Robert Ian Simpson (screenplay), Robert Ian Simpson and Sara Wolkowitz (directors) Lightning Bugs in a Jar / 2015 [19 minutes]

 

It’s truly rare these days when a short US film featuring gay figures is not about the problems and difficulties of their relationship, but employs the strength and love of their relationship as a support for other family problems.

     Robert Ian Simpson and Sara Wolkowitz’s film begins in the house where Max (Devin McDuffee) grew up. His mother, Farrah (a wonderful Betsy Aidem) is selling the place in the beautiful Catskills after years of no one living there, and her son Max and his lover Ben (Ethan Slater) have come over from their university to help pack up. Indeed, by the time the slightly ditzy and seemingly independent-minded mother arrives, the boys have finished the packing, she complaining only that she thought it perhaps would look more “tidy.”


     Yet, she is hardly a “tidy” individual, in the very first scene in which we see here demanding the driver stop so that she can pee by the side of the road. In fact, she is the kind of woman with whom Max’s lover Ben gets on very well, seeming to be a sort of buffer between her and Max, who clearly can’t bear to be around his mother with a history that we discover later on he has never revealed to Ben.

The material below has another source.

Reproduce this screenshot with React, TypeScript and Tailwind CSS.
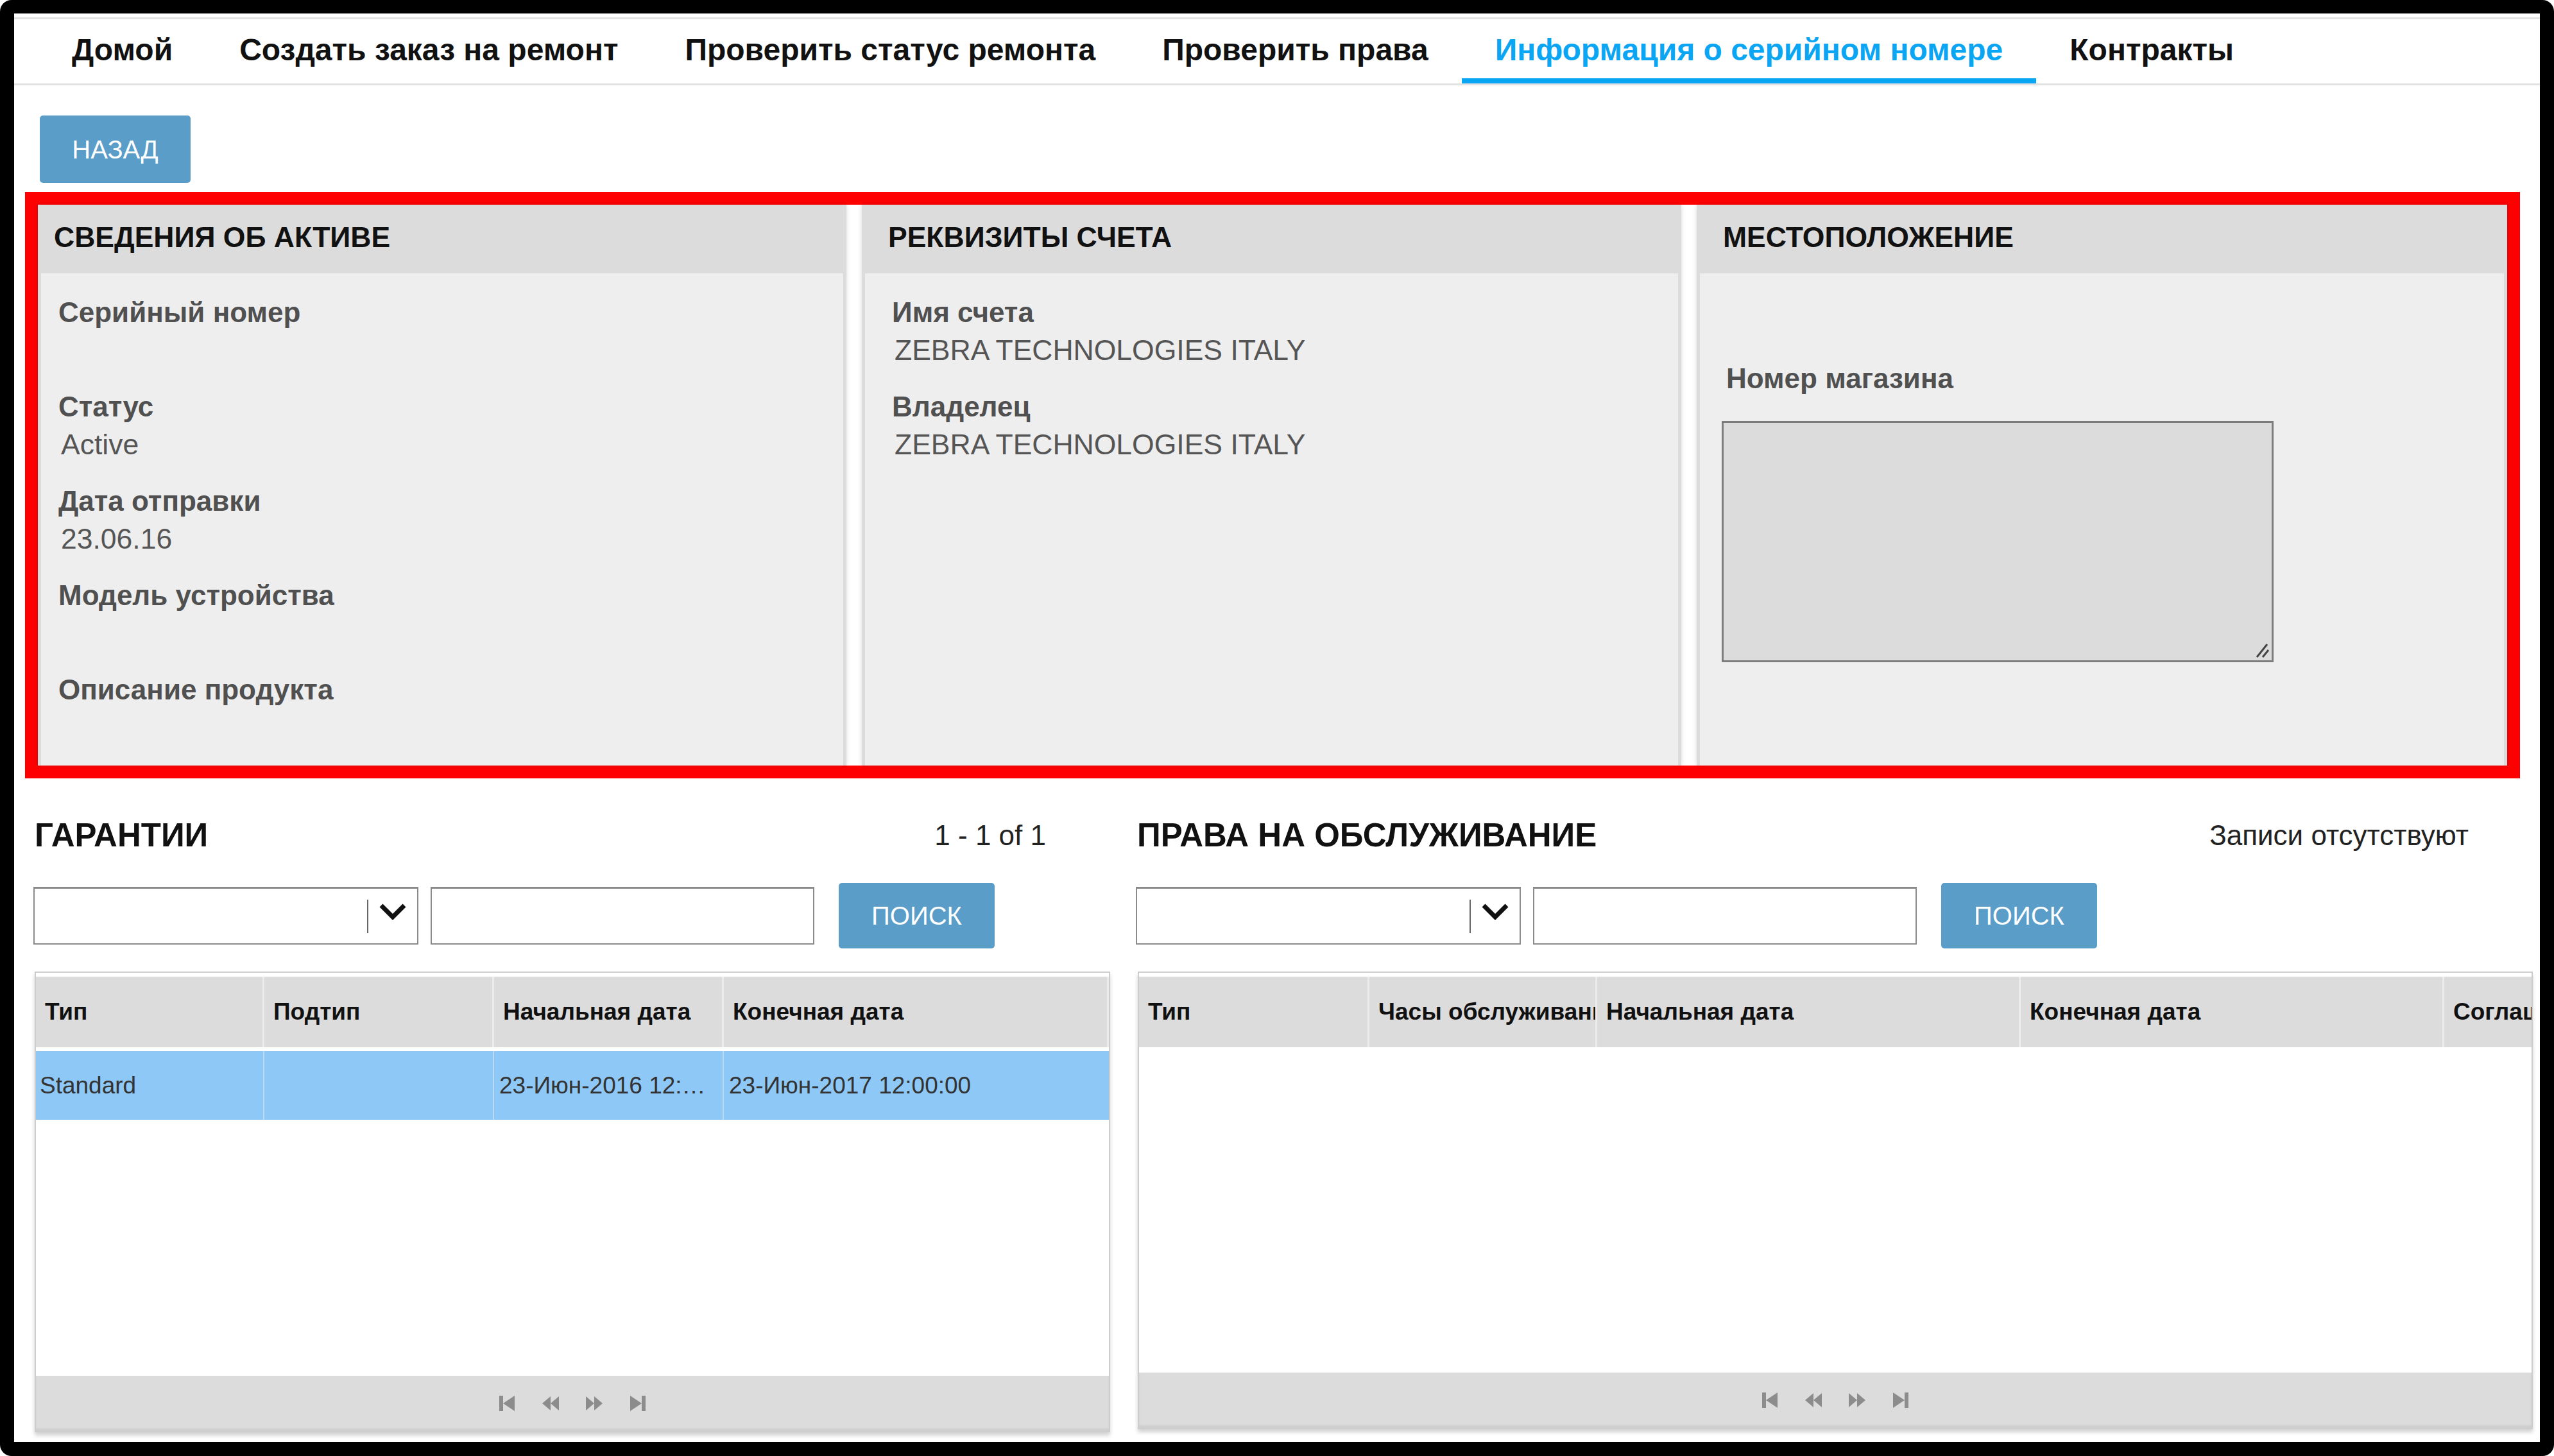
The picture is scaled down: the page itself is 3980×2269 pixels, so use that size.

     Most of the early part of the film, in fact, appears to be almost a mystery story as we attempt to discover why Farrah, clearly a larger than life figure and certainly an untypical mother figure drives Max crazy, leading him to demand sex with him the moment her car is heard in the driveway—ending obviously in her discovery of the two boys in the middle of an orgasm—or why, quite inexplicably, he leans far out of the car to smoke a cigarette as they drive to a grocery, Ben explaining to Farrah that he doesn’t usually behave in this manner. Her answer: that she realizes that he saves up all his craziness to react to her the very few times they encounter one another, the two behaving like “lightnings bugs in a jar.”


      There is certainly some truth to her metaphor, as we observe Max buying up 12-packs of beer as if they were intending to stay on for weeks, although Ben reminds his boyfriend that they’re leaving the very next day.

      Farrah meanwhile buys a birthday cake which she asks, in a truly unthinking and spontaneous moment, to top with the name, Tanner, who we soon learn was Max’s adored younger brother, suffering from autism. Knowing that it will send Max into a frenzy, she quickly smashes out the red moniker, making it look like an absurd childish finger painting, which when Max comments on its dreadful appearance, she declares reminds her of one of his butterfly finger paintings when he was in second grade, this one, in particular, she recalls “I can close my eyes and see everything about it, the white spots, the pink wings, how it looked in flight…like it was already leaving us. You captured something right before it was gone.”

      If there was ever a moment for Ben, who has been there with her during the whole time since she rubbed out the name Tanner, to realize the marvelous and daffy creativity of Max’s mother, it is this moment, and the humorous incident draws us closer to her character is well. She lies so deftly about what, at that moment, seems so meaningless, that we are almost left in wonder at the ramblings of her mind.


     But soon after, several drinks and slices of cake later, when she suddenly demands the two boys drive with her, we begin to perceive the truth behind her and her son’s enmity. As they travel along a road when Ben driving and Farrah signaling the directions, Max suddenly becomes aware of where she is taking them and becomes furious, demanding to get out of the car, racing off into the woods.

     The two sit alone in the car together, Ben startled by the event asking her, why his Max still so angry about his brother Tanner’s death. She suggests that he imagines it still as his responsibility, his failure to protect him. But Ben continues in his speculations, why should he feel that way about a boy who died of meningitis.

     Is that what he told you? Farrah, more than little taken aback, replies. No Tanner did not die of meningitis, but following his elder brother’s kite, entered onto the highway where was hit, first by one car and, then immediately afterwards, by another, all in front of the young Max’s eyes. She comments that she doesn’t know if he was already dead before the second hit him.

     Just as this is slowly sinking in to Ben’s and our own imaginations, she adds, and I am so appreciative that he is still protecting me after all these years with his story about meningitis, because he hasn’t explained where I was, drunk and passed out at 2:00 in the afternoon. Her brave admission sadly explains everything and forgives what has earlier appeared as a childishly resentful behavior of her gay son.

     Ben and she drive on to the cemetery to where she has been heading, paying brief homage to the autistic child killed in a meaningless traffic accident. As they drive back home past the place where Max has left the car, she wonders whether they shouldn’t look for Max, but Ben assures her that he’ll call when he wants to. Perhaps it will do him good to be alone for a while.

      Farrah turns to him, almost for the first time admitting his existence, replying that sadly she doesn’t even know his last name, but is so happy that Max has him as someone to love and rely upon.


      As twilight falls, Max calls and is picked up by Ben, the two returning for lovely sex, the curative of sorts for a soul who lost a part of himself in a moment of mutual neglect. The next day, before their return to their college campus, Max visits the grave, Ben obviously waiting in the car, Max’s life support, his gay lover.

      I repeat the sentiment with which I began this essay: it is rare when being gay is not the problem of a film, but rather the answer to the trauma facing all of us, in different ways, of family life. And this beautiful filmed work by Robert Ian Simpson and Sara Wolkowitz is a near masterpiece in that respect, a work justifiably chosen for inclusion in the short film corner of the Cannes Film Festival.

 

Los Angeles, July 19, 2023

Reprinted from World Cinema Review (July 2023).